I like the older industrial covers because visually they're very interesting, but they also represent a time in this country when we designed and built things using our own natural resources that made our lives better and didn't rely on the cheap labor of other countries to manufacture them. The items America produced during this time were of high quality and lasted far longer than the same contemporary items that are now imported. In my opinion all of these old industrial product matchcovers represent the jobs many Americans in this country once had. 

Above: Darling Valves, manufactured in Williamsport, PA and the Nelson Studwelder (my favorite matchcover from the RMS convention).

Roper's Ribs in the Jennings neighborhood of St Louis.

Roper's Ribs was a great choice to try some St Louis style barbecue. Denise and I shared a giant order of ribs, brisket and shrimp that was fantastic. Their potato salad was also very, very good.

A thrift store we stopped at with a vintage 7 Up sign in the window.

"The Mississippi. The mighty Mississip. The old Miss. The old man." -Clark Griswold

The St Louis Arch is huge and you can see it from the interstate.
"Hey, see that, kids? That's the St Louis Arch, the gateway to the west. It's over 600 feet tall and there's an elevator all the way tot he top. That's 60 stories to you and me."

I actually got to do the thing I wanted to do most on this trip, which was to go and see the St Louis Arch. Thank you Angelus Club president Denise McKinney for taking me out there. You rock.

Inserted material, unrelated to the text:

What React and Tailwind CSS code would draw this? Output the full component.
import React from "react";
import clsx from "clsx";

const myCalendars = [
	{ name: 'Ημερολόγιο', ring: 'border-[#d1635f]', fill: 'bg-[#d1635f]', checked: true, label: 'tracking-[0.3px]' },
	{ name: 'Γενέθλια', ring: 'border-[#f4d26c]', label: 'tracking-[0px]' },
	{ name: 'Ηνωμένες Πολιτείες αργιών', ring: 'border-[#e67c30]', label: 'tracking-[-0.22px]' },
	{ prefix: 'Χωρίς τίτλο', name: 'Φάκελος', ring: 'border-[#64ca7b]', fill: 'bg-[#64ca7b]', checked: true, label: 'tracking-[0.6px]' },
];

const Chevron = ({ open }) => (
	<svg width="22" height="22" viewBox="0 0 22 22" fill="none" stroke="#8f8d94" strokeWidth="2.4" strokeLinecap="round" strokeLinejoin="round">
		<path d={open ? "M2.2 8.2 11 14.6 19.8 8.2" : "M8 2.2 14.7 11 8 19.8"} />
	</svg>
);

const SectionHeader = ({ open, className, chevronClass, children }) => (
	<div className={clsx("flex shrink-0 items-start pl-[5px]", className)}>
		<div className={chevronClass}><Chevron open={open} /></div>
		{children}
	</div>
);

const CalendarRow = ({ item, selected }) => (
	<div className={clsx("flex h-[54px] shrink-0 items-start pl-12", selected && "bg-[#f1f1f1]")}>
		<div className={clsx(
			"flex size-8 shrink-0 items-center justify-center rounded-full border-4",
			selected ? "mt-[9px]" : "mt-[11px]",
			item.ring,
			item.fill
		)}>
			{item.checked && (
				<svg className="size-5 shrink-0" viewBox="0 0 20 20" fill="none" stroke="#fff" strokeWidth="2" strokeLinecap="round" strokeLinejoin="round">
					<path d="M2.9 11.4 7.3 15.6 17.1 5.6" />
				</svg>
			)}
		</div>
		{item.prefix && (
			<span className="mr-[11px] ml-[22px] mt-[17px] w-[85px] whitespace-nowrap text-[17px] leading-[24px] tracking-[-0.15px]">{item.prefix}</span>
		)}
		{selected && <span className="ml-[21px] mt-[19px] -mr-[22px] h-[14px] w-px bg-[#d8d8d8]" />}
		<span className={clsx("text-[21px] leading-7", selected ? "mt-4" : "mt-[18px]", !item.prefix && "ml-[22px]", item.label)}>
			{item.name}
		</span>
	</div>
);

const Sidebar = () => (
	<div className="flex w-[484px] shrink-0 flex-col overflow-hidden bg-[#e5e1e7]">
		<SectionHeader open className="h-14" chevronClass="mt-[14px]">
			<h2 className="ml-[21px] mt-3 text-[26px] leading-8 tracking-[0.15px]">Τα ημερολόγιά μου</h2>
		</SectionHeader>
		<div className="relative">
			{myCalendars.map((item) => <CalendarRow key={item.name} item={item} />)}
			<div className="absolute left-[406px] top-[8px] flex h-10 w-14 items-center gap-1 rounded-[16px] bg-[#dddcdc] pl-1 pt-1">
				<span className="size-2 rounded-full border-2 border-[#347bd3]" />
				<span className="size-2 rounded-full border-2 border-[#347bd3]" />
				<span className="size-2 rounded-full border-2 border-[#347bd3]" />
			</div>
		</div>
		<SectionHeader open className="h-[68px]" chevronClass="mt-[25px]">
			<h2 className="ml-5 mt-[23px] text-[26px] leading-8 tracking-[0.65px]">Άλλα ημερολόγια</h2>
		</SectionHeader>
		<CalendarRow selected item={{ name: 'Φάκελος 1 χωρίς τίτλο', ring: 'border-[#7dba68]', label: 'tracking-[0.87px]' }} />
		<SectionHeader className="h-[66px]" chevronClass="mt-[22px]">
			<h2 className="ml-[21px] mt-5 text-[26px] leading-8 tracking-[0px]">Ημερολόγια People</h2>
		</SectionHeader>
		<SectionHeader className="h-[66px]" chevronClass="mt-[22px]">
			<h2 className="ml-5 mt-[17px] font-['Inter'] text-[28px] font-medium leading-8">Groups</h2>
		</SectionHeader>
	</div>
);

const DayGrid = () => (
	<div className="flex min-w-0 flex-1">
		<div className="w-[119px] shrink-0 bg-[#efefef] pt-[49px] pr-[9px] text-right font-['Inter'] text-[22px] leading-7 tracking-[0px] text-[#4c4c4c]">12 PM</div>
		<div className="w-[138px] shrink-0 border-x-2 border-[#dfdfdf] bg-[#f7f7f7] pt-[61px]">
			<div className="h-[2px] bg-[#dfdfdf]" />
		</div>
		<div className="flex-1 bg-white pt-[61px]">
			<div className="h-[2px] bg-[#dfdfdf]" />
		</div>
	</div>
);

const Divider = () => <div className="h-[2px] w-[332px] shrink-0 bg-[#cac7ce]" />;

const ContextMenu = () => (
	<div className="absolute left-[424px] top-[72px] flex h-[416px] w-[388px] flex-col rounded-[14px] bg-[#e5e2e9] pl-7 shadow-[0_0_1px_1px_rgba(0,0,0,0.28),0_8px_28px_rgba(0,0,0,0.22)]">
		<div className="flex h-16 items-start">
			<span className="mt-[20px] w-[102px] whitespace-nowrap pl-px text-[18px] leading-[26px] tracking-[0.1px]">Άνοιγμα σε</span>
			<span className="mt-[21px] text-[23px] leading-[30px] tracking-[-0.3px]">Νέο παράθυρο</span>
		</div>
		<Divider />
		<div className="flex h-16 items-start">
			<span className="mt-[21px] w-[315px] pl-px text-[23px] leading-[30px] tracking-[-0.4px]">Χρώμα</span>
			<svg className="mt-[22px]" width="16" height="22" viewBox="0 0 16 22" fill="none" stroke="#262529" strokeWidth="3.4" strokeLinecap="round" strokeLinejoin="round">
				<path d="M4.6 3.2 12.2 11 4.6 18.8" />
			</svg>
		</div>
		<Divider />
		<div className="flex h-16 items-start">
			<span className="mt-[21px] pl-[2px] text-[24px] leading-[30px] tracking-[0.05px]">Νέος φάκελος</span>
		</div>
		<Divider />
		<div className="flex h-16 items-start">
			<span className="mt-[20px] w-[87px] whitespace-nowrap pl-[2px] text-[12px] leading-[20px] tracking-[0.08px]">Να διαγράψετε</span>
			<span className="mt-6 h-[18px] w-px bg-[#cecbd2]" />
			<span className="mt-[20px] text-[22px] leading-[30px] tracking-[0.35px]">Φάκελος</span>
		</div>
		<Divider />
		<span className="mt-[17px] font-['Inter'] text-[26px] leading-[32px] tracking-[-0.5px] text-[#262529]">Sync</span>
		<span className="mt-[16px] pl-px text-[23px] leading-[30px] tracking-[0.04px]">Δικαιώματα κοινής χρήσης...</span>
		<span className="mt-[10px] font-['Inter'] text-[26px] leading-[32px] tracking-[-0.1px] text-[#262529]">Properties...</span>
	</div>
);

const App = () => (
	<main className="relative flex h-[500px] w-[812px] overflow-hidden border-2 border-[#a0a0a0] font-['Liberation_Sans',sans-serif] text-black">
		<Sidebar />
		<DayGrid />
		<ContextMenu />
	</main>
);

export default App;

The Ashley Street / Union Light Power House once provided steam heat and electricity to all of downtown St Louis. The neo-gothic architecture of the building is amazing and I would have loved to have gotten a closer look. More here:

The 34 four foot tall Vess soda bottle in the the old industrial section of St Louis.

Vess soda matchcovers.
Me in front of the 34 foot tall Vess bottle. Loading dock hobo action in the background.

Busch Stadium, home of the St Louis Cardinals.

Denise and I stumbled onto the TUMS building that was built in 1933 while driving through the city. Check out how the lettering above the doors totally matches the lettering on an older matchcover, below.

"Perhaps the first Modernist building in downtown St. Louis, the Tums factory was groundbreaking in its simplicity. Art Deco influences can be seen in its sparse decoration, but the overall design is pure International Style, with alternating ribbons of windows and brick forming continuous bands around the facade. The tower acts as an accenting vertical element. At the other end, a second vertical component appears to be an earlier building, appearing on a vintage postcard without the International Style section."From

Hand lettering on the window of the Guitar Haven store.

The Crown Candy Kitchen was amazing and it looked like little had changed on the inside over the years.

I'll spend the extra 4 cents and get my horoscope while I'm in the Crown Candy Kitchen.

The Union Light / Ashley Street Power House used to provided electricity and heated steam to the entire downtown St Louis area. See more here:

Adrian, get me a tux!

Me and my partner in crime and sister from another mister, Denise McKinney.

After at least six delays due to mechanical problems with the plane and five hours at the airport, I got a different flight out for the next day and went back to the hotel in time to go to the RMS banquet (thanks to Bill Gigantino).

Lucky me, I got to sit next to a guy who spent a good portion of the flight rubbing his knee against my leg and pulling his arm hairs out one by one (see above).


  1. I like how Rolaids is a sponsor at the ballpark, yet the birthplace of Tums is one block away.

  2. Good eye! How much you want to bet Tums and Rolaids are not only made by the same company but are chemically the exact same thing?